Don't Expect Others To Copy Ted Koppel
Special To The Times
As shocking and precedent-setting as it might have been, ABC News' decision a fortnight ago to allow one of its program units to pull out of the GOP San Diego convention isn't likely to be copied in Chicago by rival networks.
It took someone of the stature of a Ted Koppel to vault with his popular "Nightline" program at the Republican convention after just two days on assignment, citing no story and a lack of news interest for the unusual action.
It also took sympathetic news boss Roone Arledge - arguably, no big supporter of political convention coverage, even in a scaled-down '90s version - to give his blessing to the headline-grabbing move.
"Nothing surprising has happened. Nothing surprising is anticipated," Koppel would later say on his "Nightline" program following his decision to pack his bags and return to Washington, his base for the show.
But the chances of another high-profile media star following in Koppel's footsteps are slim at best.
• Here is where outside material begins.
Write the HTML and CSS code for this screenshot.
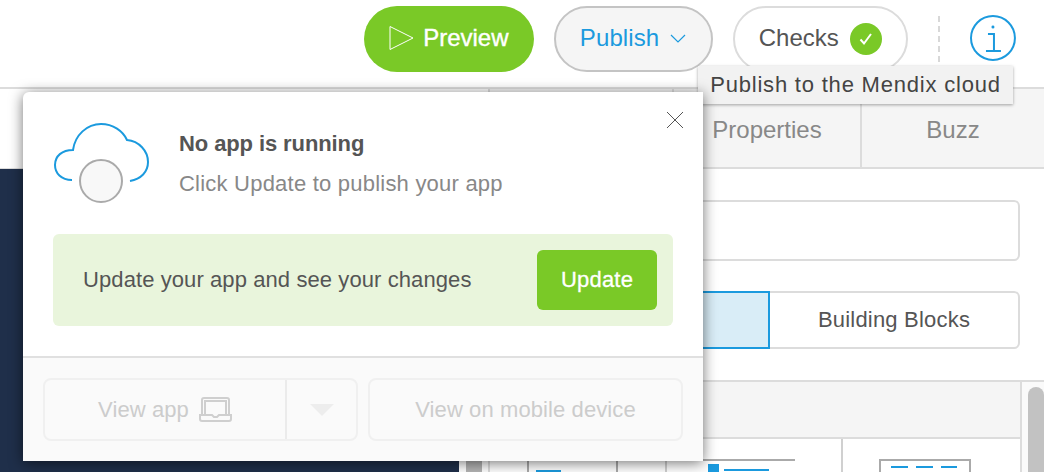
FILE: index.html
```html
<!DOCTYPE html>
<html lang="en">
<head>
<meta charset="UTF-8">
<meta name="viewport" content="width=device-width, initial-scale=1.0">
<title>Publish</title>
<link rel="stylesheet" href="styles.css">
</head>
<body>

<div class="page">
  <header class="topbar">
    <button class="pill pill-preview">
      <svg class="play-icon" width="25" height="26" viewBox="0 0 25 26"><path d="M1 1.500 L24 13 L1 24.500 Z" fill="none" stroke="#fff" stroke-width="1"/></svg>
      Preview
    </button>
    <button class="pill pill-publish">
      Publish
      <svg width="16" height="9" viewBox="0 0 16 9"><path d="M1 1 L8 8 L15 1" fill="none" stroke="#1b9ade" stroke-width="1.200"/></svg>
    </button>
    <button class="pill pill-checks">
      Checks
      <span class="check-badge">
        <svg width="18" height="18" viewBox="0 0 18 18"><path d="M3.500 9.500 L7 13.500 L14 4" fill="none" stroke="#fff" stroke-width="2"/></svg>
      </span>
    </button>
    <span class="bar-divider"></span>
    <svg class="info-icon" width="46" height="46" viewBox="0 0 46 46">
      <circle cx="23" cy="23" r="22" fill="none" stroke="#1b9ade" stroke-width="2"/>
      <circle cx="23" cy="12" r="1.500" fill="#1b9ade"/>
      <path d="M18 19 H24 V36 M16 36 H31" fill="none" stroke="#1b9ade" stroke-width="2"/>
    </svg>
  </header>

  <div class="workspace">
    <div class="left-col">
      <div class="left-white"></div>
      <div class="left-navy"></div>
    </div>

    <div class="gutter"><div class="gutter-thumb"></div></div>

    <div class="right-col">
      <div class="tabs">
        <div class="tab tab-blank"></div>
        <div class="tab tab-properties">Properties</div>
        <div class="tab tab-buzz">Buzz</div>
      </div>

      <div class="panel">
        <div class="search-box"></div>
        <div class="toggle">
          <div class="toggle-on"></div>
          <div class="toggle-off">Building Blocks</div>
        </div>
        <div class="list">
          <div class="list-main">
            <div class="list-head"></div>
            <div class="cards">
              <div class="card card-a"></div>
              <div class="card card-b"><span class="blue-bar"></span></div>
              <div class="card card-c"></div>
              <div class="card card-d">
                <svg width="92" height="22" viewBox="0 0 92 22"><path d="M0 1 H92" stroke="#aaa" stroke-width="2"/><rect x="5" y="5" width="11" height="17" fill="#1b9ade"/><path d="M21 11 H66" stroke="#1b9ade" stroke-width="2"/></svg>
              </div>
              <div class="card card-e">
                <svg width="92" height="22" viewBox="0 0 92 22"><path d="M1 22 V1 H91 V22" fill="none" stroke="#aaa" stroke-width="2"/><path d="M12 8 H29 M37 8 H54 M62 8 H78" stroke="#1b9ade" stroke-width="2"/></svg>
              </div>
            </div>
          </div>
          <div class="scroll-track"><div class="scroll-thumb"></div></div>
        </div>
      </div>
    </div>
  </div>

  <div class="tooltip">Publish to the Mendix cloud</div>

  <div class="popover">
    <button class="popover-close">
      <svg width="18" height="18" viewBox="0 0 18 18"><path d="M1 1 L17 17 M17 1 L1 17" stroke="#555" stroke-width="1"/></svg>
    </button>
    <div class="popover-body">
      <div class="status-row">
        <svg class="cloud-icon" width="98" height="82" viewBox="0 0 98 82">
          <path d="M19 58 C8 58 2 51 2 43 C2 34 9 28 20 28 C22 13 34 2 48 2 C60 2 70 9 74 18 C86 19 95 29 95 40 C95 50 88 57 77 59" fill="none" stroke="#1b9ade" stroke-width="2"/>
          <circle cx="48" cy="59" r="21" fill="#f8f8f8" stroke="#aaa" stroke-width="2"/>
        </svg>
        <div class="status-text">
          <div class="status-title">No app is running</div>
          <div class="status-sub">Click Update to publish your app</div>
        </div>
      </div>
      <div class="update-box">
        <span>Update your app and see your changes</span>
        <button class="update-btn">Update</button>
      </div>
    </div>
    <div class="popover-foot">
      <div class="split-btn">
        <div class="split-main">
          View app
          <svg width="33" height="25" viewBox="0 0 33 25"><path d="M3 18 V3 Q3 1 5 1 H28 Q30 1 30 3 V18 M6 17 V4 H27 V17" fill="none" stroke="#cfcfcf" stroke-width="2"/><path d="M1 18 H13 L15 20 H18 L20 18 H32 V22 Q32 24 30 24 H3 Q1 24 1 22 Z" fill="none" stroke="#cfcfcf" stroke-width="2"/></svg>
        </div>
        <div class="split-arrow"><span class="arrow-down"></span></div>
      </div>
      <div class="mobile-btn">View on mobile device</div>
    </div>
  </div>
</div>

</body>
</html>
```

FILE: styles.css
```css
* {
  box-sizing: border-box;
}
html, body {
  margin: 0;
  padding: 0;
  overflow: hidden;
}
body {
  font-family: 'Liberation Sans', Arial, sans-serif;
  background-color: #fff;
}
button {
  font-family: inherit;
}
.page {
  position: relative;
  width: 1044px;
  height: 472px;
  overflow: hidden;
}

/* top bar */
.topbar {
  height: 89px;
  display: flex;
  align-items: flex-start;
  padding: 6px 28px 0 364px;
  background-color: #fff;
  border-bottom: 2px solid #dcdcdc;
}
.pill {
  height: 66px;
  border-radius: 33px;
  font-size: 24px;
  display: flex;
  align-items: center;
  justify-content: center;
}
.pill-preview {
  width: 170px;
  padding: 0 0 2px 0;
  background-color: #7ac927;
  border: none;
  color: #fff;
  gap: 9px;
  -webkit-text-stroke: 0.4px #fff;
}
.pill-publish {
  width: 160px;
  margin-left: 20px;
  padding: 0 1px 2px 0;
  background-color: #f5f5f5;
  border: 2px solid #c4c4c4;
  color: #1b9ade;
  gap: 11px;
  letter-spacing: 0.1px;
}
.pill-checks {
  width: 175px;
  margin-left: 20px;
  padding: 0 1px 2px 0;
  background-color: #fff;
  border: 2px solid #dcdcdc;
  color: #555;
  gap: 11px;
}
.check-badge {
  width: 32px;
  height: 32px;
  margin-top: 2px;
  border-radius: 50%;
  background-color: #7ac927;
  display: flex;
  align-items: center;
  justify-content: center;
}
.bar-divider {
  height: 46px;
  margin: 10px 30px 0 30px;
  border-left: 2px dashed #d8d8d8;
}
.info-icon {
  margin-top: 9px;
}

/* background */
.workspace {
  display: flex;
  height: 383px;
}
.left-col {
  flex: none;
  width: 459px;
  display: flex;
  flex-direction: column;
}
.left-white {
  height: 80px;
  background-color: #fff;
  border-bottom: 1px solid #dcdcdc;
}
.left-navy {
  flex: 1;
  background-color: #1f2f4a;
}
.gutter {
  flex: none;
  width: 29px;
  padding: 300px 0 0 7px;
  background-color: #fff;
}
.gutter-thumb {
  width: 16px;
  height: 83px;
  background-color: #b4b4b4;
}
.right-col {
  flex: 1;
  border-left: 2px solid #dcdcdc;
}
.tabs {
  display: flex;
  height: 80px;
  background-color: #f5f5f5;
  border-bottom: 2px solid #dcdcdc;
  font-size: 24px;
  color: #888;
}
.tab {
  display: flex;
  align-items: center;
  justify-content: center;
  padding-top: 3px;
  border-right: 2px solid #dcdcdc;
}
.tab-blank {
  width: 184px;
}
.tab-properties {
  width: 188px;
}
.tab-buzz {
  flex: 1;
  border-right: none;
}
.panel {
  padding: 31px 24px 0 10px;
}
.search-box {
  height: 61px;
  background-color: #fff;
  border: 2px solid #dcdcdc;
  border-radius: 6px;
}
.toggle {
  display: flex;
  height: 58px;
  margin-top: 30px;
}
.toggle-on {
  width: 270px;
  background-color: #d9edf7;
  border: 2px solid #1b9ade;
}
.toggle-off {
  flex: 1;
  display: flex;
  align-items: center;
  justify-content: center;
  font-size: 22px;
  letter-spacing: 0.2px;
  color: #555;
  border: 2px solid #dcdcdc;
  border-left: none;
  border-radius: 0 6px 6px 0;
}
.list {
  display: flex;
  height: 120px;
  margin: 31px -24px 0 -10px;
  border-top: 2px solid #dcdcdc;
}
.list-main {
  flex: 1;
  border-right: 2px solid #dcdcdc;
  background-color: #f5f5f5;
}
.list-head {
  height: 55px;
}
.cards {
  display: flex;
  height: 40px;
  background-color: #fff;
  border-top: 2px solid #dcdcdc;
}
.card {
  border-right: 2px solid #d0d0d0;
  padding: 20px 0 0 36px;
  overflow: hidden;
}
.card-a {
  width: 39px;
  border-right-color: #aaa;
}
.card-b {
  width: 89px;
  padding: 31px 0 0 7px;
  border-right-color: #aaa;
}
.blue-bar {
  display: block;
  width: 25px;
  height: 4px;
  background-color: #1b9ade;
}
.card-c {
  width: 49px;
}
.card-d {
  width: 176px;
}
.card-e {
  flex: 1;
  border-right: none;
}
.scroll-track {
  flex: none;
  width: 22px;
  padding: 5px 0 0 6px;
  background-color: #fafafa;
}
.scroll-thumb {
  width: 16px;
  height: 100px;
  border-radius: 8px 8px 0 0;
  background-color: #c2c2c2;
}

/* tooltip */
.tooltip {
  position: absolute;
  left: 698px;
  top: 66px;
  width: 315px;
  height: 38px;
  font-size: 22px;
  letter-spacing: 0.8px;
  line-height: 38px;
  text-align: center;
  color: #444;
  background-color: #f2f2f2;
  box-shadow: 0 1px 3px rgba(0, 0, 0, 0.35);
}

/* popover */
.popover {
  position: absolute;
  left: 23px;
  top: 92px;
  width: 680px;
  height: 369px;
  background-color: #fff;
  border-radius: 6px 0 0 0;
  box-shadow: 0 2px 14px rgba(0, 0, 0, 0.55);
  display: flex;
  flex-direction: column;
}
.popover-close {
  position: absolute;
  right: 19px;
  top: 19px;
  padding: 0;
  border: none;
  background: none;
  width: 18px;
  height: 18px;
}
.popover-body {
  flex: 1;
  padding: 30px 30px 0 30px;
}
.status-row {
  display: flex;
  align-items: flex-start;
  height: 112px;
}
.status-text {
  margin-left: 28px;
  padding-top: 9px;
  font-size: 22px;
}
.status-title {
  font-weight: 700;
  letter-spacing: -0.1px;
  color: #555;
}
.status-sub {
  margin-top: 14px;
  letter-spacing: 0.22px;
  color: #888;
}
.update-box {
  height: 92px;
  display: flex;
  align-items: center;
  justify-content: space-between;
  padding: 0 16px 0 30px;
  background-color: #e9f5dc;
  border-radius: 6px;
  font-size: 22px;
  letter-spacing: 0.09px;
  color: #555;
}
.update-btn {
  width: 120px;
  height: 60px;
  border: none;
  border-radius: 6px;
  background-color: #7ac927;
  color: #fff;
  font-size: 22px;
  letter-spacing: 0.2px;
  -webkit-text-stroke: 0.3px #fff;
}
.popover-foot {
  height: 105px;
  display: flex;
  gap: 10px;
  padding: 20px 20px 0 20px;
  background-color: #fafafa;
  border-top: 2px solid #e0e0e0;
  font-size: 22px;
  letter-spacing: 0.1px;
  color: #ccc;
}
.split-btn {
  display: flex;
  width: 315px;
  height: 63px;
  border: 2px solid #f0f0f0;
  border-radius: 8px;
}
.split-main {
  flex: 1;
  display: flex;
  align-items: center;
  justify-content: center;
  gap: 10px;
  border-right: 2px solid #ebebeb;
}
.split-arrow {
  width: 69px;
  display: flex;
  align-items: center;
  justify-content: center;
}
.arrow-down {
  width: 0;
  height: 0;
  border-left: 12px solid transparent;
  border-right: 12px solid transparent;
  border-top: 12px solid #ededed;
}
.mobile-btn {
  flex: 1;
  height: 63px;
  display: flex;
  align-items: center;
  justify-content: center;
  border: 2px solid #f0f0f0;
  border-radius: 8px;
}
```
Convention dynamics for the Democrats largely may be the same, insofar as putting on a well-planned event. But the networks have been looking long and hard for ways to cut back on their political convention coverage. And at least for ABC, "Nightline" in San Diego may have been this particular web's perfect out.
I kept waiting to see some sort of advisory to local affiliates from ABC following Nightline's mutiny, in which affiliate news staffers were warned "not to try (Koppel's move) at home."
And rightfully so.
True, there were upwards of 12,000 journalists in search of a story in this burgeoning Southern California city. But the first time an upstart producer or reporter, no doubt lucky enough to be assigned to political convention coverage, phones the assignment desk to get news editors to rethink their decision, he or she may be fired or committed for psychiatric treatment for coming off like some sort of nut.
And for good reason. Economizing is one thing. But there are very few working journalists of the stature of a Ted Koppel, who also happens to be a driving force behind his own show.
Koppel had every right to communicate to his superiors in New York about his feelings on Republican convention coverage. He also was wise to caution Democrats that they would get the same even-handed treatment by his award-winning news program when they convened in Chicago.
Koppel's show is built on single event and theme. And it is this distinction - and time slot - that sets him and the show apart from everyone else.
Naturally, if there's anyone who can pull off this sort of mutiny on a news assignment, it's Koppel and his heralded show.
Problem is, Koppel might have been too candid in his assessment early-on about the lack of news at an event the GOP clearly pulled off without a noticeable glitch.
And given the Republican Party's historical perception of putative liberal media bias, Koppel and his "Nightline" staffers were in a no-win situation - news story or not.
So, did the advent of a well-scripted Republican convention warrant ABC's unprecedented action?
The fact that things went well at the event by convention planners may well have been a feather in the Republicans' cap, as it should have been. But this aberrational political happenstance should not - and ought not - have dictated to ABC or any other network what convention script they should follow.
"Nightline," through its principal star and anchor, Koppel, just had the guts to say and do publicly what other network news organizations have only fantasized about in recent years.
Let's be clear about one thing: "Nightline's" truncated convention coverage in no way affected its flagship "World News Tonight" program with Peter Jennings. Jennings and his perennially top network evening news program continued to report on GOP daily convention happenings, much in the same vein of this week's Democratic coverage.
As well it should.
Syndicated columnist Fred Davis is a visiting journalism professor at the Edward R. Murrow School of Communications at Washington State University. He served as news director for ABC News Radio in New York City from from 1981 through 1988.